**Supplied records**
— Begin —
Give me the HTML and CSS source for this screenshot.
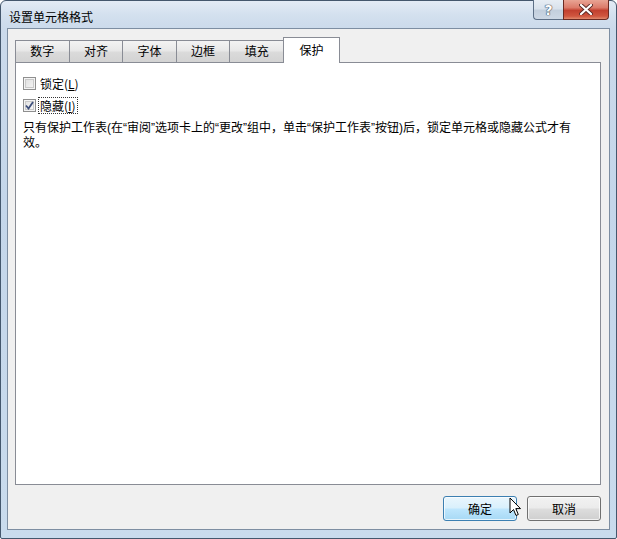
— End —
— Begin —
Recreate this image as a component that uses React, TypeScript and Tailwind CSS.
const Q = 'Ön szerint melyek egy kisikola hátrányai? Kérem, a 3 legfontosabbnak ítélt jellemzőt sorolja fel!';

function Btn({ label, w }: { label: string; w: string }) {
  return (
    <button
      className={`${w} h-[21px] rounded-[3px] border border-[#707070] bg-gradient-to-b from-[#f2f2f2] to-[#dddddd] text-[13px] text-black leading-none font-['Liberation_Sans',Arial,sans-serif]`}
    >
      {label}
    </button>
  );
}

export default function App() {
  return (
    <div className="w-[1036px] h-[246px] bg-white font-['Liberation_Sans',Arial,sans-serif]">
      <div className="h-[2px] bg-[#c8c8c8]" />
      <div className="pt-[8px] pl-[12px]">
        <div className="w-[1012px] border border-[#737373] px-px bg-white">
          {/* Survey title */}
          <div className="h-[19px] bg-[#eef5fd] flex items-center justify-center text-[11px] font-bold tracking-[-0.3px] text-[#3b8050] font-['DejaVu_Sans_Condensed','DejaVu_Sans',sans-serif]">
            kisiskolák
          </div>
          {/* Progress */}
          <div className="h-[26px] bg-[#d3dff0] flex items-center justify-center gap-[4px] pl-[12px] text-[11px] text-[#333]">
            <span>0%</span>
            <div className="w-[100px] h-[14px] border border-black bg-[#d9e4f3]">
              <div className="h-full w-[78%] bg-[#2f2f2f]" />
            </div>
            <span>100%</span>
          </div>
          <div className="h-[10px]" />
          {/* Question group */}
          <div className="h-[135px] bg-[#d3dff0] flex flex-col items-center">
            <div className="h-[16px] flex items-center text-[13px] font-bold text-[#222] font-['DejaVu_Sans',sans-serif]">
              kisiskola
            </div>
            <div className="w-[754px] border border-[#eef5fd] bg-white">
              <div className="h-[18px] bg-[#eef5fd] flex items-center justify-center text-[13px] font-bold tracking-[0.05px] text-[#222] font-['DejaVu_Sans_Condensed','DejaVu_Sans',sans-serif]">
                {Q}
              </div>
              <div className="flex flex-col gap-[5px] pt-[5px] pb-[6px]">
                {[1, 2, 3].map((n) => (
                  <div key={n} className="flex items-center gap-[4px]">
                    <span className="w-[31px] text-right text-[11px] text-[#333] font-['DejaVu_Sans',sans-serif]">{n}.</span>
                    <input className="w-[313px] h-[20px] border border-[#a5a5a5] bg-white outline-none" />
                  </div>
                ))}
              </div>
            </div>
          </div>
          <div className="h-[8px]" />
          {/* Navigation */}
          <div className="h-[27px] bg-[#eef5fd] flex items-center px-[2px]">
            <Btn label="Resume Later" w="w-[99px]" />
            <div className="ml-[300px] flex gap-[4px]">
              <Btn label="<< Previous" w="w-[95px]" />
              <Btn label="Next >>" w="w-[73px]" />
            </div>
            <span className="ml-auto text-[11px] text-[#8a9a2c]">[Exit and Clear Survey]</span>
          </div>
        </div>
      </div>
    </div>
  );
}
— End —
Print exactly the lines from the one containing "Recreate this image" to the one containing "const Q = 'Ön", both included, and nothing else.

Recreate this image as a component that uses React, TypeScript and Tailwind CSS.
const Q = 'Ön szerint melyek egy kisikola hátrányai? Kérem, a 3 legfontosabbnak ítélt jellemzőt sorolja fel!';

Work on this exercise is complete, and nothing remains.